Ao adaptar “Os Maias”, de Eça de Queirós, para o cinema, João Botelho apostou no artifício teatral. Sob várias formas, esta vertente já foi utilizada algumas vezes por cineastas portugueses, muitas vezes pouco inclinados ao naturalismo. “Silvestre”, de João César Monteiro, ou “O Quinto Império”, de Manoel de Oliveira, são alguns desses exemplos.
O romance de Eça de Queirós é portador de toda uma série de conflitos morais e estéticos, que são típicos de um período histórico de transição, como o conflito entre o Iluminismo e o Romantismo, por exemplo.
O autor conta uma história de amor, ao eliminar sentimentos de culpa, punição, e sem dar a menor concessão ao mundo católico. O romance também tem um sub-texto político bastante poderoso, evidenciado pela falência de estados europeus, que Botelho acentua como referência a um período mais atual.
Há também um conflito musical, entre a música alemã, uma emanação da alma, e a música italiana, o fruto da mente. O cineasta usa Mozart e Verdi para enfatizar momentos diferentes do filme.
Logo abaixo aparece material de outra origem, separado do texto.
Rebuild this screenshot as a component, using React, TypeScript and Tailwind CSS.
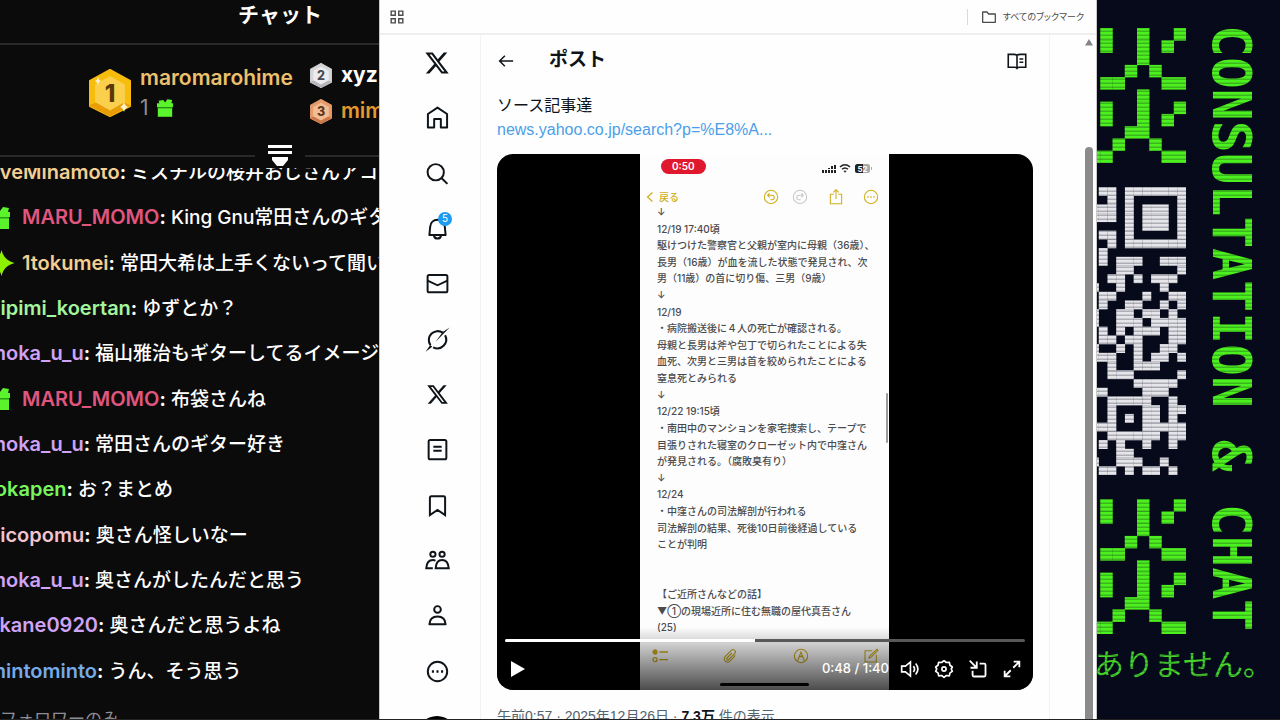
import type { ReactNode } from 'react';

const UI_FONT = "font-['Inter','Noto_Sans_CJK_JP',sans-serif]";
const POST_FONT = "font-['Liberation_Sans','Noto_Sans_CJK_JP',sans-serif]";

interface Message {
  name: string;
  color: string;
  text: string;
  badge?: 'gift' | 'spark';
}

const MESSAGES: Message[] = [
  { name: 'MARU_MOMO', color: 'text-[#e0567f]', text: 'King Gnu常田さんのギタ', badge: 'gift' },
  { name: '1tokumei', color: 'text-[#f3cf92]', text: '常田大希は上手くないって聞い', badge: 'spark' },
  { name: 'pipimi_koertan', color: 'text-[#a5f59b]', text: 'ゆずとか？' },
  { name: 'moka_u_u', color: 'text-[#cfa3f5]', text: '福山雅治もギターしてるイメージ' },
  { name: 'MARU_MOMO', color: 'text-[#e0567f]', text: '布袋さんね', badge: 'gift' },
  { name: 'moka_u_u', color: 'text-[#cfa3f5]', text: '常田さんのギター好き' },
  { name: 'tokapen', color: 'text-[#79f45c]', text: 'お？まとめ' },
  { name: 'nicopomu', color: 'text-[#f2c4cf]', text: '奥さん怪しいなー' },
  { name: 'moka_u_u', color: 'text-[#cfa3f5]', text: '奥さんがしたんだと思う' },
  { name: 'akane0920', color: 'text-[#cfa3f5]', text: '奥さんだと思うよね' },
  { name: 'mintominto', color: 'text-[#76a9e8]', text: 'うん、そう思う' },
];

const NOTE_LINES = [
  '↓',
  '12/19 17:40頃',
  '駆けつけた警察官と父親が室内に母親（36歳）、',
  '長男（16歳）が血を流した状態で発見され、次',
  '男（11歳）の首に切り傷、三男（9歳）',
  '↓',
  '12/19',
  '・病院搬送後に４人の死亡が確認される。',
  '母親と長男は斧や包丁で切られたことによる失',
  '血死、次男と三男は首を絞められたことによる',
  '窒息死とみられる',
  '↓',
  '12/22 19:15頃',
  '・南田中のマンションを家宅捜索し、テープで',
  '目張りされた寝室のクローゼット内で中窪さん',
  'が発見される。（腐敗臭有り）',
  '↓',
  '12/24',
  '・中窪さんの司法解剖が行われる',
  '司法解剖の結果、死後10日前後経過している',
  'ことが判明',
  '',
  '',
  '【ご近所さんなどの話】',
  '▼①の現場近所に住む無職の屋代真吾さん',
  '(25)',
];

const FLAME = [
  '.#..#..#',
  '.#..#.#.',
  '....#...',
  '...#.#..',
  '.##...##',
  '....#...',
  '.#..#..#',
  '.#..#.#.',
  '...##...',
  '..#..#..',
  '##....##',
];

const CODE = [
  '.##.#######',
  '..#.#.....#',
  '###.#.###.#',
  '###.#.###.#',
  '....#.###.#',
  '.##.#.....#',
  '..#.#######',
  '.#.........',
  '.#.###..###',
  '...##.....#',
  '..##.#.###.',
  '#..#....#..',
  '.##...#..##',
  '.#..##..#.#',
  '#..##.##.#.',
  '#..###.####',
  '.#.#.###.##',
  '.##.##...##',
  '#..#.#..##.',
  '###..#.##.#',
  '..#..###...',
  '..###.....#',
  '.....#####.',
  '##....###..',
  '..#####..#.',
  '..#...##.##',
  '..#.#.##.#.',
  '###...#####',
  '..######.##',
  '.#.#..#..#.',
  '...##......',
  '#..###..#..',
  '.##.#.##.#.',
];

const X_PATH =
  'M18.244 2.25h3.308l-7.227 8.26 8.502 11.24H16.17l-5.214-6.817L4.99 21.75H1.68l7.73-8.835L1.254 2.25H8.08l4.713 6.231zm-1.161 17.52h1.833L7.084 4.126H5.117z';

function Bitmap({ rows, className }: { rows: string[]; className: string }) {
  const cells = rows.flatMap((row, y) =>
    [...row].map((c, x) =>
      c === '#' ? <rect key={`${x}-${y}`} x={x} y={y} width="1.02" height="1.02" /> : null
    )
  );
  return (
    <svg viewBox={`0 0 ${rows[0].length} ${rows.length}`} className={className} fill="currentColor" aria-hidden="true">
      {cells}
    </svg>
  );
}

function Line({ children, className = 'size-[25px]', width = 1.9 }: { children: ReactNode; className?: string; width?: number }) {
  return (
    <svg viewBox="0 0 24 24" className={className} fill="none" stroke="currentColor" strokeWidth={width} aria-hidden="true">
      {children}
    </svg>
  );
}

function Gift({ className }: { className: string }) {
  return (
    <svg viewBox="0 0 20 22" className={className} fill="#5bf32b" aria-hidden="true">
      <path d="M2 2l6-1 2 3 3-4 6 1-1 4h2v5H0V5h3z" />
      <path d="M1 11h18v11H1z" />
      <path d="M1 10h18v1.500H1z" fill="#2c9c18" />
    </svg>
  );
}

function Spark() {
  return (
    <svg viewBox="0 0 24 24" className="h-[26px] w-[27px] shrink-0" aria-hidden="true">
      <path d="M12 0c1.500 6 5 10 12 12-7 2-10.500 6-12 12-1.500-6-5-10-12-12 7-2 10.500-6 12-12z" fill="#8df000" />
    </svg>
  );
}

function Medal({ rank, className }: { rank: 1 | 2 | 3; className: string }) {
  const [edge, face, shade, ink] = {
    1: ['#f8bd0c', '#f9cf4b', '#e89c06', '#5a3708'],
    2: ['#d5d5d8', '#ececee', '#b5b5ba', '#4c4c50'],
    3: ['#e89b6a', '#f3bd96', '#c97845', '#5e3620'],
  }[rank];
  return (
    <svg viewBox="0 0 44 48" className={className} role="img" aria-label={`Rank ${rank}`}>
      <path d="M22 1l20 11v25L22 47 2 37V12z" fill={edge} stroke={edge} strokeWidth="2" strokeLinejoin="round" />
      <path d="M2 36l20-8 20 8v1L22 47.500 2 37z" fill={shade} />
      <path d="M22 7l15 8.500v17.500L22 41.500 7 33V15.500z" fill={face} />
      {rank === 1 && <path d="M36 33q1 4 4 5-3 1-4 5-1-4-4-5 3-1 4-5zM10 8q.6 3 3 4-2.400.7-3 4-.6-3-3-4 2.400-1 3-4z" fill="#fff3cf" />}
      <text x="22" y="33" textAnchor="middle" fontFamily="Inter" fontWeight="800" fontSize="24" fill={ink}>
        {rank}
      </text>
    </svg>
  );
}

function ChatPanel() {
  return (
    <aside className="flex w-[379px] shrink-0 flex-col overflow-hidden bg-[#0b0b0c] text-white">
      <header className="flex h-[45px] shrink-0 items-start justify-center border-b-2 border-[#29292c] pl-[181px]">
        <h1 className="text-[21px] leading-[30px] font-bold">チャット</h1>
      </header>

      <section className="flex h-[109px] shrink-0 items-start gap-4 pt-[18px] pl-[88px] font-semibold whitespace-nowrap" aria-label="Gift ranking">
        <div className="flex shrink-0 items-center gap-2">
          <Medal rank={1} className="h-[52px] w-11" />
          <div className="text-[21px] leading-[30px]">
            <p className="text-[#ecc06c]">maromarohime</p>
            <p className="flex items-center gap-2 font-normal text-[#8d8d95]">
              1 <Gift className="h-[18px] w-4" />
            </p>
          </div>
        </div>
        <ul className="shrink-0 text-[21px]">
          <li className="flex h-[36px] items-start gap-2">
            <Medal rank={2} className="h-[25px] w-6" />
            <span className="leading-6 font-bold">xyz</span>
          </li>
          <li className="flex h-[36px] items-start gap-2 text-[#e29a2d]">
            <Medal rank={3} className="h-[25px] w-6" />
            <span className="leading-6">mim</span>
          </li>
        </ul>
      </section>

      <div className="z-10 -mb-[6px] flex h-[20px] shrink-0 items-start" aria-hidden="true">
        <span className="mt-px h-[2px] w-[255px] bg-[#29292c]" />
        <svg viewBox="0 0 50 22" className="-mt-[10px] h-[22px] w-[50px] shrink-0" fill="#fff">
          <path d="M13 1h24v3H13zM13 7h24v3H13zM17 13h16v3l-5 6h-6l-5-6z" />
        </svg>
        <span className="mt-px h-[2px] flex-1 bg-[#29292c]" />
      </div>

      <div className="-ml-3 flex h-[27px] shrink-0 items-end overflow-hidden pb-[9px]">
        <p className="text-[19px] leading-[26px] font-medium whitespace-nowrap">
          <b className="text-xl font-semibold text-[#f3cf92]">oveMinamoto</b>
          <b>:</b> ミスチルの桜井おじさんアコ
        </p>
      </div>
      <ol className="-ml-3 flex min-h-0 flex-1 flex-col">
        {MESSAGES.map((m, i) => (
          <li key={i} className="flex flex-1 items-center whitespace-nowrap">
            {m.badge && (
              <span className="flex w-[34px] shrink-0 items-center">
                {m.badge === 'gift' ? <Gift className="h-[22px] w-6" /> : <Spark />}
              </span>
            )}
            <p className="text-[19px] leading-7 font-medium">
              <b className={`text-xl font-semibold ${m.color}`}>{m.name}</b>
              <b>:</b> {m.text}
            </p>
          </li>
        ))}
      </ol>
      <p className="h-[25px] shrink-0 pt-[11px] text-[17px] leading-7 whitespace-nowrap text-[#8d8d95]">フォロワーのみ</p>
    </aside>
  );
}

const NAV: { label: string; icon: ReactNode }[] = [
  {
    label: 'X',
    icon: (
      <svg viewBox="0 0 24 24" className="size-[26px]" fill="currentColor" aria-hidden="true">
        <path d={X_PATH} />
      </svg>
    ),
  },
  { label: 'Home', icon: <Line><path d="M2.800 8.600L12 2.500l9.200 6.100V21.500h-6v-8H8.800v8h-6z" strokeLinejoin="round" /></Line> },
  { label: 'Explore', icon: <Line><circle cx="10.300" cy="10.800" r="7.800" /><path d="M15.800 16.300l5.700 5.700" /></Line> },
  {
    label: 'Notifications',
    icon: (
      <>
        <Line>
          <path d="M12 3.500c-4 0-6.700 3-7 6.700L4.200 18.300h15.600L19 10.200c-.3-3.700-3-6.700-7-6.700z" strokeLinejoin="round" />
          <path d="M8.500 18.500c.3 2 1.700 3.200 3.500 3.200s3.200-1.200 3.500-3.200" />
        </Line>
        <span className="absolute -top-[2px] right-0 flex size-[14px] items-center justify-center rounded-full bg-[#1d9bf0] text-[10px] text-white">
          5
        </span>
      </>
    ),
  },
  { label: 'Messages', icon: <Line><rect x="2.500" y="3.800" width="19" height="16.700" rx="1.500" /><path d="M2.500 9.200l9.500 4.500 9.500-4.500" /></Line> },
  {
    label: 'Grok',
    icon: (
      <Line width={2}>
        <path d="M5.300 17.500a8.500 8.500 0 0 1 11.700-12M19.300 8a8.500 8.500 0 0 1-11.500 11.500" />
        <path d="M.6 23.800L5 17.300l2 1.700zM23.600.4L10 14.500l7-9.800z" fill="currentColor" stroke="none" />
      </Line>
    ),
  },
  {
    label: 'Premium',
    icon: (
      <svg viewBox="0 0 24 24" className="size-[23px]" fill="currentColor" aria-hidden="true">
        <path d={X_PATH} />
      </svg>
    ),
  },
  { label: 'Articles', icon: <Line><rect x="3.500" y="2.800" width="17" height="18.500" rx="1.500" /><path d="M8 9.300h8M8 13.200h8" /></Line> },
  { label: 'Bookmarks', icon: <Line><path d="M4.700 4.500c0-.8.500-1.300 1.300-1.300h12c.8 0 1.300.5 1.300 1.300v16.700L12 16.300l-7.300 4.900z" /></Line> },
  {
    label: 'Communities',
    icon: (
      <Line>
        <circle cx="7.600" cy="6" r="2.500" />
        <circle cx="16.400" cy="6" r="2.500" />
        <path d="M10 12.200c-.7-.5-1.500-.7-2.400-.7C4 11.500 1.500 14.200 1.200 19.500h6.300M10.200 19.500c.3-5 2.800-8 6.200-8s6 3 6.400 8z" />
      </Line>
    ),
  },
  { label: 'Profile', icon: <Line><circle cx="12" cy="6.200" r="3.200" /><path d="M4.200 20.500c.3-4.800 3.300-7.500 7.800-7.500s7.500 2.700 7.800 7.500z" strokeLinejoin="round" /></Line> },
  {
    label: 'More',
    icon: (
      <Line>
        <circle cx="12" cy="12" r="9.300" />
        <path d="M6.600 12h2M11 12h2M15.400 12h2" strokeWidth="2.200" />
      </Line>
    ),
  },
];

function SideNav() {
  return (
    <nav className="flex w-[101px] shrink-0 flex-col overflow-hidden border-r border-[#f0f2f3] pl-[14px] text-[#0f1419]">
      <ul className="flex min-h-0 flex-1 flex-col">
        {NAV.map((item) => (
          <li key={item.label} className="flex flex-1 items-center justify-center">
            <button aria-label={item.label} className="relative flex size-[30px] items-center justify-center">
              {item.icon}
            </button>
          </li>
        ))}
      </ul>
      <div className="flex h-[20px] shrink-0 items-start justify-center pt-[17px]">
        <button aria-label="Post" className="size-[40px] shrink-0 rounded-full bg-black" />
      </div>
    </nav>
  );
}

const GOLD_ICON = 'size-4';

function PhoneScreen() {
  return (
    <div className="relative flex h-full w-[249px] flex-col bg-[#fdfdfd] text-[#4b4b4d]">
      <div className="flex h-[28px] shrink-0 items-center justify-between pr-4 pl-[21px]">
        <span className="mb-1 rounded-full bg-[#e0182d] px-[11px] text-[10px] leading-[15px] font-semibold text-white">0:50</span>
        <svg viewBox="0 0 52 12" className="h-3 w-[52px]" fill="#222" aria-hidden="true">
          <path d="M1 8h2v3H1zM4 7h2v4H4zM7 6h2v5H7zM10 4h2v7h-2zM13 3h2v8h-2z" />
          <path d="M1 7.500h14" stroke="#fdfdfd" />
          <path d="M19 5q5-4.500 10 0M21 7.300q3-2.600 6 0" fill="none" stroke="#222" strokeWidth="1.500" />
          <path d="M22.500 9L24 10.700 25.500 9q-1.500-1.200-3 0z" />
          <rect x="34" y="2" width="15" height="9" rx="2.500" fill="#aaa" />
          <path d="M36.500 2H42v9h-5.500A2.500 2.500 0 0 1 34 8.500v-4A2.500 2.500 0 0 1 36.500 2z" />
          <path d="M50 5h1v3h-1z" fill="#aaa" />
          <text x="41.500" y="9.500" textAnchor="middle" fontFamily="Inter" fontWeight="700" fontSize="8" fill="#fff">52</text>
        </svg>
      </div>
      <div className="flex h-[22px] shrink-0 items-center pt-[8px] pr-[10px] pl-[5px] text-[#d0b01c]">
        <Line className="h-4 w-[10px]" width={3}><path d="M18 1L6 12l12 11" /></Line>
        <span className="ml-1 flex-1 text-[10px] font-medium">戻る</span>
        <div className="flex items-center gap-[13px]">
          <Line className={GOLD_ICON} width={1.6}><circle cx="12" cy="12" r="10" /><path d="M10 6.500L7 9.500l3 3M7 9.500h6.500a3.300 3.300 0 0 1 0 6.600H11" /></Line>
          <Line className="size-4 text-[#c9c9c9]" width={1.6}><circle cx="12" cy="12" r="10" /><path d="M14 6.500l3 3-3 3M17 9.500h-6.500a3.300 3.300 0 0 0 0 6.600H13" /></Line>
          <div className="flex items-center gap-[19px] pl-[7px]">
            <Line className={GOLD_ICON} width={1.6}><path d="M8.500 8H3.500v14h17V8h-5M12 15V1.500M8 5l4-4 4 4" /></Line>
            <Line className={GOLD_ICON} width={1.6}><circle cx="12" cy="12" r="10" /><path d="M6.500 12h2M11 12h2M15.500 12h2" strokeWidth="2.200" /></Line>
          </div>
        </div>
      </div>
      <div className="flex min-h-0 flex-1 flex-col pl-[17px] text-[10px] leading-4 font-medium">
        {NOTE_LINES.map((line, i) => (
          <p key={i} className="flex-1 whitespace-nowrap">{line}</p>
        ))}
      </div>
      <div className="flex h-[54px] shrink-0 flex-col items-center text-[#c8a91c]">
        <div className="flex w-full justify-between pt-[12px] pr-[10px] pl-3">
          <Line className={GOLD_ICON}>
            <circle cx="4.500" cy="6" r="3" fill="currentColor" />
            <circle cx="4.500" cy="17.500" r="3" />
            <path d="M11 6h13M11 17.500h13" />
          </Line>
          <Line className={GOLD_ICON} width={1.6}><path d="M20 11l-8.500 9a5 5 0 0 1-7-7L14 3.500a3.400 3.400 0 0 1 5 5l-9 9a1.700 1.700 0 0 1-2.500-2.500L15 7.500" /></Line>
          <Line className={GOLD_ICON} width={1.6}><circle cx="12" cy="12" r="10" /><path d="M7 19l5-13 5 13M9.500 14l2.500-2 2.500 2" /></Line>
          <Line className={GOLD_ICON} width={1.6}><path d="M14 4H3v17h17V10M9 15l1-3L21 2l1.500 1.500L12 14z" /></Line>
        </div>
        <div className="mt-[19px] h-[3px] w-[89px] rounded-full bg-black" />
      </div>
      <span className="absolute top-[239px] right-[1px] h-[50px] w-[2px] rounded-full bg-[#9b9b9b]" />
    </div>
  );
}

function PlayerControls() {
  return (
    <div className="absolute inset-x-0 bottom-0 bg-linear-to-t from-black/70 to-transparent px-2 pt-3 text-white">
      <progress
        value={48}
        max={100}
        aria-label="Playback position"
        className="block h-[3px] w-full appearance-none overflow-hidden rounded-full [&::-webkit-progress-bar]:bg-[#585858] [&::-webkit-progress-value]:bg-white"
      />
      <div className="flex h-[48px] items-center pt-[9px] pb-1 pl-[5px]">
        <button aria-label="Play">
          <svg viewBox="0 0 16 18" className="h-[18px] w-4" fill="currentColor" aria-hidden="true"><path d="M1 1l14 8-14 8z" /></svg>
        </button>
        <span className="ml-auto text-[13px] font-medium">0:48 / 1:40</span>
        <div className="flex items-center gap-[14px] pr-[3px] pl-[11px]">
          <button aria-label="Mute">
            <Line className="size-5" width={2}><path d="M2 8.500h4.500L12.500 3.500v17L6.500 15.500H2zM16 8.500q3 3.500 0 7M18.800 5.500q5.400 6.500 0 13" /></Line>
          </button>
          <button aria-label="Settings">
            <Line className="size-5" width={2}>
              <path d="M12 2l2.800 2.200 3.600-.3.800 3.600 2.800 2.100-1.300 2.400 1.300 2.800-2.800 1.900-.8 3.500-3.600-.4L12 22l-2.800-2.200-3.600.4-.8-3.500L2 14.800 3.300 12 2 9.600l2.800-2.100.8-3.600 3.600.3z" strokeLinejoin="round" />
              <circle cx="12" cy="12" r="2.500" />
            </Line>
          </button>
          <button aria-label="Picture in picture">
            <Line className="size-5" width={2.2}><path d="M2 2l8 8M10.500 3v7.500H3M14 5.500h5.500q1.500 0 1.500 1.500v12.500q0 1.500-1.500 1.500H7q-1.500 0-1.500-1.500V14" /></Line>
          </button>
          <button aria-label="Full screen">
            <Line className="size-5" width={2.2}><path d="M13.500 10.500L21 3M14 3.200h6.800V10M10.500 13.500L3 21M3.200 14v6.800H10" /></Line>
          </button>
        </div>
      </div>
    </div>
  );
}

function Post() {
  return (
    <main className="flex min-w-0 flex-1 flex-col border-r border-[#f0f2f3] px-4 text-[#0f1419]">
      <header className="flex h-[51px] shrink-0 items-center">
        <button aria-label="Back" className="w-[52px] shrink-0">
          <Line className="size-[18px]" width={2}><path d="M21.500 12H4M10.500 5L3.500 12l7 7" /></Line>
        </button>
        <h2 className="flex-1 text-[19px] font-bold">ポスト</h2>
        <button aria-label="Reader mode" className="mr-[6px]">
          <Line className="size-5" width={1.9}><path d="M12 5v17M12 5c-1-.8-2-1-4-1H1.500v15.500H9c1.500 0 2.500.3 3 1 .5-.7 1.500-1 3-1h7.500V4H16c-2 0-3 .2-4 1zM15 9.500h4.500M15 13.500h4.500" /></Line>
        </button>
      </header>
      <div className={`pt-[8px] text-base leading-6 ${POST_FONT}`}>
        <p>ソース記事達</p>
        <a href="#news" className="text-[#4c9fe9]">news.yahoo.co.jp/search?p=%E8%A...</a>
      </div>
      <div className="relative mt-3 flex aspect-square w-full shrink-0 justify-center overflow-hidden rounded-2xl bg-black pr-[1px]">
        <PhoneScreen />
        <PlayerControls />
      </div>
      <p className={`mt-[14px] text-sm leading-6 whitespace-nowrap text-[#536471] ${POST_FONT}`}>
        午前0:57 · 2025年12月26日 · <b className="text-[#0f1419]">7.3万</b> 件の表示
      </p>
    </main>
  );
}

function Browser() {
  return (
    <div className="flex min-w-0 flex-1 flex-col overflow-hidden border-x border-[#c9c9c9] bg-[#fefefe]">
      <div className="flex h-[35px] shrink-0 items-center justify-between border-b-2 border-[#efefed] pr-[12px] pl-[10px]">
        <button aria-label="Apps">
          <Line className="size-[14px] text-[#4b4b4d]" width={2.4}>
            <path d="M2 2h7v7H2zM15 2h7v7h-7zM2 15h7v7H2zM15 15h7v7h-7z" />
          </Line>
        </button>
        <button className="flex items-center gap-[6px] border-l border-[#d3dbea] pl-[13px] text-[9px] leading-[14px] text-[#4b4b4d] [font-feature-settings:'palt']">
          <Line className="size-4" width={1.9}><path d="M2.500 4.500h6.500l2.500 3h10v12.500h-19z" strokeLinejoin="round" /></Line>
          すべてのブックマーク
        </button>
      </div>
      <div className="flex min-h-0 flex-1">
        <SideNav />
        <Post />
        <div className="flex w-[46px] shrink-0 flex-col items-end pt-[4px] pr-[3px]" aria-hidden="true">
          <svg viewBox="0 0 8 7" className="h-[7px] w-2" fill="#858585"><path d="M4 0l4 6.500H0z" /></svg>
          <div className="mt-[101px] w-2 flex-1 rounded-t-full bg-[#8b8b8b]" />
        </div>
      </div>
    </div>
  );
}

function Banner() {
  return (
    <aside className="relative flex w-[183px] shrink-0 flex-col overflow-hidden bg-[#060a1a] text-[#4df01f]">
      <div className="flex shrink-0 pt-[28px]">
        <div className="flex w-[89px] shrink-0 flex-col items-end overflow-hidden">
          <Bitmap rows={FLAME} className="h-[135px] w-[98px] shrink-0" />
          <Bitmap rows={CODE} className="my-6 h-[288px] w-24 shrink-0 text-[#e6e6ea]" />
          <Bitmap rows={FLAME} className="h-[135px] w-[98px] shrink-0" />
        </div>
        <p className="-mt-[3px] ml-[13px] h-[610px] font-['DejaVu_Sans_Mono',monospace] text-[53px] leading-[64px] font-bold whitespace-nowrap [writing-mode:vertical-rl]">
          CONSULTATION &amp; CHAT
        </p>
      </div>
      <p className="mt-[7px] -ml-[3px] text-[30px] leading-[44px] font-normal whitespace-nowrap text-[#46d42a]">ありません。</p>
      <div className="pointer-events-none absolute inset-0 bg-[repeating-linear-gradient(to_bottom,transparent_0px,transparent_2px,rgba(4,8,24,0.25)_3px,rgba(4,8,24,0.25)_4px)]" />
    </aside>
  );
}

export default function App() {
  return (
    <div className={`flex h-screen w-full overflow-hidden border-b border-[#222] bg-[#0b0b0c] ${UI_FONT}`} lang="ja">
      <ChatPanel />
      <Browser />
      <Banner />
    </div>
  );
}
Todavia, o conflito central é o visual, na representação da realidade, o conflito entre naturalismo e impressionismo. A escrita de Eça é repleta de luzes e paisagens. Por conseguinte, Botelho oferece exatamente isso ao utilizar cenários pintados como no teatro. A título de curiosidade, todos esses trabalhos foram encomendados pelo realizador a João Queiroz, um dos pintores contemporâneos mais conceituados do nosso país.
“Os Gatos não Têm Vertigens” (2014)
Em “Os Gatos não Têm Vertigens”, são contadas duas histórias: por um lado, um rapaz maltratado pela família que não tem qualquer rumo para a sua vida. Por outro, uma senhora que perde o companheiro de uma vida e que, em adição, também não recebe o apoio efetivo da família.
Abandono, solidão, sermos tratados como estranhos, até considerados loucos por quem mais deveria amar-nos. Tudo isto serve de mote para a história.
A ficção é quando duas destas vidas se juntam, mas aqui não encontramos ficção, porque não há um único minuto neste filme que não possamos associar a conhecidos ou à nossa própria história de vida.
É um conto sobre amizade e carinho. Sentimos a dor e a luta de uma senhora a lutar com a solidão e a morte do marido, mas que ainda tem muito, muito amor para dar. Do outro lado, um rapaz, que nunca recebeu amor de ninguém, que só conheceu violência e abandono por parte dos pais, e que, finalmente, encontra algum conforto e cuidado na sua vida.
Talvez este filme surja como um pequeno aparte daquilo que se pode esperar de filmes em torno de histórias românticas, porém, se o objetivo é para exaltar o amor, que se exalte a bonita história de amizade que António-Pedro Vasconcelos conta em “Os Gatos não Têm Vertigens”.